**Given task**
Lines holding the string "this" are the ones to copy; find them all in the data.

--- START OF Dataset rows ---

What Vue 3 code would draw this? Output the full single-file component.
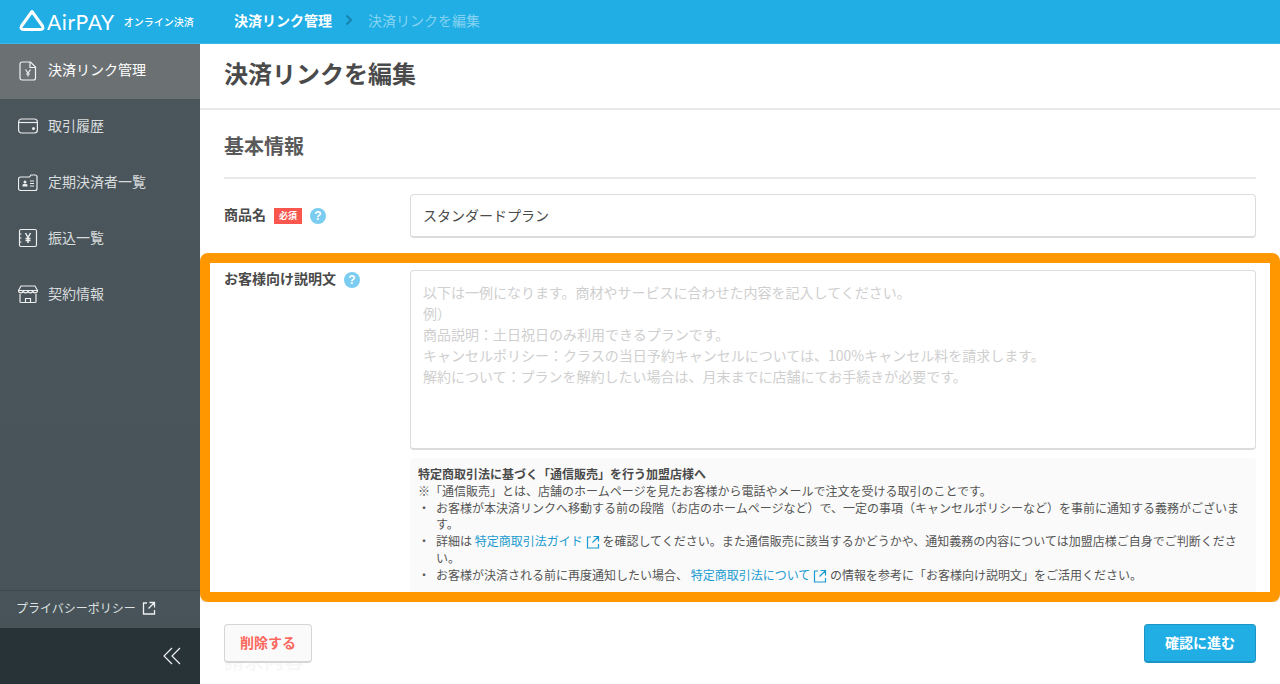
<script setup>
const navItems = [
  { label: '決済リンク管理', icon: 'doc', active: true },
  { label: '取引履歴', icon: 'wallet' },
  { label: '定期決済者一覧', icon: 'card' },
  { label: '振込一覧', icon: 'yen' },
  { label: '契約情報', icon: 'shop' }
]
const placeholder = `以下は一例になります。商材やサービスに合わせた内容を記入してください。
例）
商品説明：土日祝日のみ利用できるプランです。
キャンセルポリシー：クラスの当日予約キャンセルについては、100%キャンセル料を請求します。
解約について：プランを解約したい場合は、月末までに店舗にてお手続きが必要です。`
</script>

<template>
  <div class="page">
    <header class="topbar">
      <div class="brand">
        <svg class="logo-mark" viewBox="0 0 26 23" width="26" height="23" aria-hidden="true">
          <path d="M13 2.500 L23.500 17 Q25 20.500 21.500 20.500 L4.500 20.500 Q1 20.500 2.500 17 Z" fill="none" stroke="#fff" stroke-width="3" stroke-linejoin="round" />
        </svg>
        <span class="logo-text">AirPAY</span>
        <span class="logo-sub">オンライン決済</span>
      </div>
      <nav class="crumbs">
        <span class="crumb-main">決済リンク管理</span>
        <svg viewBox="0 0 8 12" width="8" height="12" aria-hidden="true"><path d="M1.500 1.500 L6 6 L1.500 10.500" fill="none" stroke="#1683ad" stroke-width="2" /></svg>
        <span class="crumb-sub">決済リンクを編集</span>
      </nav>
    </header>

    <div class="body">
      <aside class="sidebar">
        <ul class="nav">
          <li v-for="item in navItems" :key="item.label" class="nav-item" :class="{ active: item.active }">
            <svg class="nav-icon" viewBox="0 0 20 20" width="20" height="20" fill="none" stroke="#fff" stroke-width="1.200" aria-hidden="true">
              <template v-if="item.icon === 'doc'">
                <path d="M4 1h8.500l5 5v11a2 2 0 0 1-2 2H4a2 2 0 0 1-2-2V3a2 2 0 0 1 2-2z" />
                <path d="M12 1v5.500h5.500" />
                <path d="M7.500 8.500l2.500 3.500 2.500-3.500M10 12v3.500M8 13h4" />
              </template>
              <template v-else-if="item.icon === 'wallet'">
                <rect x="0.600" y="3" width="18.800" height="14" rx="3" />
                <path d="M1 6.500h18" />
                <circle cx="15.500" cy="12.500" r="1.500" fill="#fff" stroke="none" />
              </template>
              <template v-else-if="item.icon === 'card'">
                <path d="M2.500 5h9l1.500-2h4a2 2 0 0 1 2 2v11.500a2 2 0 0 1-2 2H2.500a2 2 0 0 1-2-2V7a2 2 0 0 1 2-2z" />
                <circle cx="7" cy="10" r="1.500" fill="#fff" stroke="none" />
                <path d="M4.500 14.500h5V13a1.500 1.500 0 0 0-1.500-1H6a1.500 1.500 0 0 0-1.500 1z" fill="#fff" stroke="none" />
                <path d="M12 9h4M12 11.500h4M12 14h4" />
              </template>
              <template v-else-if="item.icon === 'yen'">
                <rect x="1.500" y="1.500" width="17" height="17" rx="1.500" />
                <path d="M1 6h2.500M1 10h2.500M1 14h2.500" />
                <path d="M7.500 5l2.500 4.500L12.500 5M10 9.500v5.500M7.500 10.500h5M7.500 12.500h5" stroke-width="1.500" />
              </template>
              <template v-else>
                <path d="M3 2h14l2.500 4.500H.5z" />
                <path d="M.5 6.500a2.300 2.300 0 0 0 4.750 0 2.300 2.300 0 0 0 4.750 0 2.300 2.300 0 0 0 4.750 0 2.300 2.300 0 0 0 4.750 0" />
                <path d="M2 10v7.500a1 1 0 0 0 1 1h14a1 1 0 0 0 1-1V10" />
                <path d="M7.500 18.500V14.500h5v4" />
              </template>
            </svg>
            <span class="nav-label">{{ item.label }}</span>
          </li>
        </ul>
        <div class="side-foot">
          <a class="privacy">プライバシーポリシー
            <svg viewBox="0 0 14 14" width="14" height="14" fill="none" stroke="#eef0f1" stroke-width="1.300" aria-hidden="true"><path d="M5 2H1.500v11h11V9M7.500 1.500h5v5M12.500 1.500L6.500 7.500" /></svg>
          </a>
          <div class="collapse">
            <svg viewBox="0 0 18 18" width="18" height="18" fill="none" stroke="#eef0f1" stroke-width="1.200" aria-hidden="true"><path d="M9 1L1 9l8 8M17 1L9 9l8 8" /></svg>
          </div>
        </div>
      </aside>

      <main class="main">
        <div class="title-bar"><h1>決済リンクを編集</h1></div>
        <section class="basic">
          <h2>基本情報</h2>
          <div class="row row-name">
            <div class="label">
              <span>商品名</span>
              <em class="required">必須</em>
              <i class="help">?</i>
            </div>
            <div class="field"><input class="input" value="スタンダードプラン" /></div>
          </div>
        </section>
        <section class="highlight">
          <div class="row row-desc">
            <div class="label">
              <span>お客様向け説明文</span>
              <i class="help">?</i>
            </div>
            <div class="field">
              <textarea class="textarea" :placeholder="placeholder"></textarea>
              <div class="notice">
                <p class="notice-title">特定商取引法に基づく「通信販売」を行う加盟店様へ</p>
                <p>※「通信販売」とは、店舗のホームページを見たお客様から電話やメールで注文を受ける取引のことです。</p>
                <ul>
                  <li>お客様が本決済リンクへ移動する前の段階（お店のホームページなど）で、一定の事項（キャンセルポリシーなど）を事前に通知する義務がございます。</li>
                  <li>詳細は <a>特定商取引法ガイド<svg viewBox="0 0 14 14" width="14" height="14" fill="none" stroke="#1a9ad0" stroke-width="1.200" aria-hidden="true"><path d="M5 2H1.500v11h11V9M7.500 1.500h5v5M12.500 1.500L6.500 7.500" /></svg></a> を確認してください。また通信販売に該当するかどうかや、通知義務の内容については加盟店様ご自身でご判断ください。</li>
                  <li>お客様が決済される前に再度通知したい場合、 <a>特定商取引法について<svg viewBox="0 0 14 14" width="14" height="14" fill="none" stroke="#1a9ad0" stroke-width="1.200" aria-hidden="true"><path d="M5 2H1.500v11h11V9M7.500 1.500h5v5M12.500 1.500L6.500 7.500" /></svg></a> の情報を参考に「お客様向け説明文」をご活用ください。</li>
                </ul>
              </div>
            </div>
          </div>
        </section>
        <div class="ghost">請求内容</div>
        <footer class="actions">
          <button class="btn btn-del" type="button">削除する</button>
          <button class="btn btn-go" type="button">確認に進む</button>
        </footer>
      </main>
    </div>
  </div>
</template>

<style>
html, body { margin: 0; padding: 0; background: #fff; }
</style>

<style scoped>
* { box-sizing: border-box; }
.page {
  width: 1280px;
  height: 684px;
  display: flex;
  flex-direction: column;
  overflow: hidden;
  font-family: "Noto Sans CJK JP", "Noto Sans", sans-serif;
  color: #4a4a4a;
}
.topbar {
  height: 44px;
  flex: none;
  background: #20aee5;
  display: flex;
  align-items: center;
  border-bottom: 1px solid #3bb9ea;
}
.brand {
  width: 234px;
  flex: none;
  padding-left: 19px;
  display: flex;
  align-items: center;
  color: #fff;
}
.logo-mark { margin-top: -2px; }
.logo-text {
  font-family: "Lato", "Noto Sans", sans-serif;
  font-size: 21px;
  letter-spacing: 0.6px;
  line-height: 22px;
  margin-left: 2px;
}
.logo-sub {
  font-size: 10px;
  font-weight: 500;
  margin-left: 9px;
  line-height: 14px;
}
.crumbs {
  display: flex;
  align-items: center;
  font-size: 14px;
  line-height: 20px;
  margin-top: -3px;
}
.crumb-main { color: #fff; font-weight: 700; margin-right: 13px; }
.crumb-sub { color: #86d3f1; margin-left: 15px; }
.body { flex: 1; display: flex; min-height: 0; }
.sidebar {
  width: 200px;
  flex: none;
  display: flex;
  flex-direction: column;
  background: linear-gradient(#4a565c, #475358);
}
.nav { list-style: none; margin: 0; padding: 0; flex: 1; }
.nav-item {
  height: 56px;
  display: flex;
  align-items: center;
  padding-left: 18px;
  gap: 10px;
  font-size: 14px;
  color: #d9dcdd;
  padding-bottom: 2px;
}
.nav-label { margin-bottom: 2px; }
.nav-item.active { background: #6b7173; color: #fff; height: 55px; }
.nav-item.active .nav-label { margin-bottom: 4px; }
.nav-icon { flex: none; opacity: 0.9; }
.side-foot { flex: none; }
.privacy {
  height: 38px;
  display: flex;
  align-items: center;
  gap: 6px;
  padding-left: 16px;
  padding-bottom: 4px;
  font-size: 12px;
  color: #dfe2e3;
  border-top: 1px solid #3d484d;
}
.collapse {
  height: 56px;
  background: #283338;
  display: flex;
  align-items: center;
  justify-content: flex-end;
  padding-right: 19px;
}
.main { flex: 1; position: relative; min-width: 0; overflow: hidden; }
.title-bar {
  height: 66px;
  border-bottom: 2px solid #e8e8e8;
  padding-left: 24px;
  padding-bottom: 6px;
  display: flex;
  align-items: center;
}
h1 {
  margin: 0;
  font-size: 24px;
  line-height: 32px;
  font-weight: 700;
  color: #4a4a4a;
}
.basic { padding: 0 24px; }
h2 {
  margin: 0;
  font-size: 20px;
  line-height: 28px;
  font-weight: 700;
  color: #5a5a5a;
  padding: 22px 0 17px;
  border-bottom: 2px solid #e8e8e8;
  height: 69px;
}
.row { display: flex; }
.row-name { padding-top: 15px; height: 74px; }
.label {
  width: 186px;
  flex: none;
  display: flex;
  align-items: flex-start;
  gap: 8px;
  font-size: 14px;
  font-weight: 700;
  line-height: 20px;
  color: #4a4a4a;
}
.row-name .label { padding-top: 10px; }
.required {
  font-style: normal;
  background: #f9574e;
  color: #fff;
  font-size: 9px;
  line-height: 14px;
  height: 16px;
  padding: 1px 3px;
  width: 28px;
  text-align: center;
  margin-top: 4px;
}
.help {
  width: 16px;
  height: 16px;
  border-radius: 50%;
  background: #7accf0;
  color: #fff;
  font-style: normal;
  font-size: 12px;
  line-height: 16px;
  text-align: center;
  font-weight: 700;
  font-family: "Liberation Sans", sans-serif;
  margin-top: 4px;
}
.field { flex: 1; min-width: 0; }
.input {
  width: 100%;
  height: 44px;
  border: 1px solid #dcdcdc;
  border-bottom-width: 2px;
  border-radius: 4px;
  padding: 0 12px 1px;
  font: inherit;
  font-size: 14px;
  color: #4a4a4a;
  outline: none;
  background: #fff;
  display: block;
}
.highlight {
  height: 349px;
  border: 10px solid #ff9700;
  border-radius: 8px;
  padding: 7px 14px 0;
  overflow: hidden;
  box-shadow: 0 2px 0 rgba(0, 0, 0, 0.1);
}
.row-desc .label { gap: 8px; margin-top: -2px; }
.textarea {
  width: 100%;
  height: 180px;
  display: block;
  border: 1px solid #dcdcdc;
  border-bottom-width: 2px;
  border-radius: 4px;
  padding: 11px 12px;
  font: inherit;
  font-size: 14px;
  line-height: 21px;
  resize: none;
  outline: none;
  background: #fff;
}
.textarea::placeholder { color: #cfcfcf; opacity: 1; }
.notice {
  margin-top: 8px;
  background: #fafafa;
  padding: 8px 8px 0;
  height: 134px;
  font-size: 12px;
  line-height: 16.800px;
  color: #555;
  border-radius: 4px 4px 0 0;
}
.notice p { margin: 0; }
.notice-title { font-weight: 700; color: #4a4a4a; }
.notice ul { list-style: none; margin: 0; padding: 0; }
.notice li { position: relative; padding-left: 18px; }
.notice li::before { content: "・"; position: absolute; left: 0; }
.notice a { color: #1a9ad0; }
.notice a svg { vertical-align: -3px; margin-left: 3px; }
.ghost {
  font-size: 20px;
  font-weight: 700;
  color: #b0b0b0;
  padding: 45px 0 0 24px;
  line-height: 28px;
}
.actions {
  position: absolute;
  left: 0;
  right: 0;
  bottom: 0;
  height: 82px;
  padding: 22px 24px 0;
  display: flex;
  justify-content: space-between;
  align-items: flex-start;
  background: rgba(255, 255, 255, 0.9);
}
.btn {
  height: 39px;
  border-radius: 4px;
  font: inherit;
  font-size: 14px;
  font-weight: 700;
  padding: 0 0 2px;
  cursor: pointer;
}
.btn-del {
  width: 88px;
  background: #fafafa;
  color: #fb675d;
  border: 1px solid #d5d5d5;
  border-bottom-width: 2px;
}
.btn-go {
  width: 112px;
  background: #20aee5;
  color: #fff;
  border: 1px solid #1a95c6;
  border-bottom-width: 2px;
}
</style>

--- END OF Dataset rows ---
--- START OF Dataset rows ---

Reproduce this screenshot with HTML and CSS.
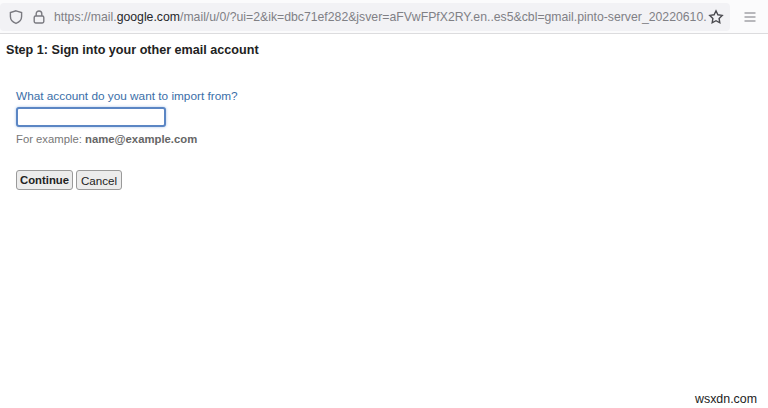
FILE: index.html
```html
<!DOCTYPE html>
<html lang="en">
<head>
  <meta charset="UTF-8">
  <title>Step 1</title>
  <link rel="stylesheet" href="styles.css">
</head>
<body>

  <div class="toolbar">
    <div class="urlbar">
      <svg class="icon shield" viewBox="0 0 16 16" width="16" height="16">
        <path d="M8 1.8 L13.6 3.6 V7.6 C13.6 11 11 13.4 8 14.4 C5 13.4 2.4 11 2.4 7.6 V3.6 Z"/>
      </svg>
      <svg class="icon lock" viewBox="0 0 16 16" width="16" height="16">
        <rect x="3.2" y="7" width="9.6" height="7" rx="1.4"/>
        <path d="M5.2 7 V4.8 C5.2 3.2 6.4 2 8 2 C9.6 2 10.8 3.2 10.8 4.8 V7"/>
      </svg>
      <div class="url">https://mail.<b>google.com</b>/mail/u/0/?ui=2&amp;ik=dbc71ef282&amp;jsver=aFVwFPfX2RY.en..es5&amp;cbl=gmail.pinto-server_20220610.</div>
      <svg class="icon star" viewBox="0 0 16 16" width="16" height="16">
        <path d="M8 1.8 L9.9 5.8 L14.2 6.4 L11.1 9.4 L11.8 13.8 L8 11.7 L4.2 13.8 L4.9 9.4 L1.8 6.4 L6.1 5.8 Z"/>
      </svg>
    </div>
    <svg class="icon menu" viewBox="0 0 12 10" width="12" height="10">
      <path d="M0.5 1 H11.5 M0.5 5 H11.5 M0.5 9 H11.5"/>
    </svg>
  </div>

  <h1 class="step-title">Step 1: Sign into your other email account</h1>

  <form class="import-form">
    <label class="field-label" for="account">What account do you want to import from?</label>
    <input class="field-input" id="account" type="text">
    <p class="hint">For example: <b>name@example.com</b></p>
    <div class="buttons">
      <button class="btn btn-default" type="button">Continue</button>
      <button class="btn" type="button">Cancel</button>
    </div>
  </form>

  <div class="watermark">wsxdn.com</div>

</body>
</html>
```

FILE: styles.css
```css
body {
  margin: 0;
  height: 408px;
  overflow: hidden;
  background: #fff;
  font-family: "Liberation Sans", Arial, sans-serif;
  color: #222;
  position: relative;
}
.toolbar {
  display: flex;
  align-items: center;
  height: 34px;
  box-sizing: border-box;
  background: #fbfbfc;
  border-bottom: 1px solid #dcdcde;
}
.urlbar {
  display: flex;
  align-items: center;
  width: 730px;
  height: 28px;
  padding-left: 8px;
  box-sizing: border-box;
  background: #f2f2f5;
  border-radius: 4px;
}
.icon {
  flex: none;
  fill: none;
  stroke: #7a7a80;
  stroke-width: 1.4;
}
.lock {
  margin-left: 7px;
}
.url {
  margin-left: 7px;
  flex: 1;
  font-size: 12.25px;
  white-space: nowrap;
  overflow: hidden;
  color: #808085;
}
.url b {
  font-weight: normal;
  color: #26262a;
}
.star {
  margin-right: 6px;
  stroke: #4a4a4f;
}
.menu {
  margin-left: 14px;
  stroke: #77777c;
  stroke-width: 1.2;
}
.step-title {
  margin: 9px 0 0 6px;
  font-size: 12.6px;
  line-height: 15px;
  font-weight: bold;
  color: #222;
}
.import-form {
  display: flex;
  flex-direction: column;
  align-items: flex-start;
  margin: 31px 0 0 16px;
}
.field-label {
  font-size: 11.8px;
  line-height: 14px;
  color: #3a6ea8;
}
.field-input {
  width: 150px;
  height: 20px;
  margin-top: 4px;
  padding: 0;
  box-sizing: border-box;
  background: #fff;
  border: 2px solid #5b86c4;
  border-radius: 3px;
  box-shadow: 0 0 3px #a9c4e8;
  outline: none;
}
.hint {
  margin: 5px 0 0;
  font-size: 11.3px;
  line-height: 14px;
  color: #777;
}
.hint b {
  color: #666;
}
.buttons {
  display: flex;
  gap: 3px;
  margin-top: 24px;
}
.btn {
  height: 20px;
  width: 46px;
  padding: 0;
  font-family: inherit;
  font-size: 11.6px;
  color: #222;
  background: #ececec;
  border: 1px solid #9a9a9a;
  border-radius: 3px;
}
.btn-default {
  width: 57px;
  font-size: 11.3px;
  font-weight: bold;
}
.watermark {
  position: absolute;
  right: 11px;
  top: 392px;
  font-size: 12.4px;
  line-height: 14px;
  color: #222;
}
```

--- END OF Dataset rows ---

**Solution to the problem**
What Vue 3 code would draw this? Output the full single-file component.
Reproduce this screenshot with HTML and CSS.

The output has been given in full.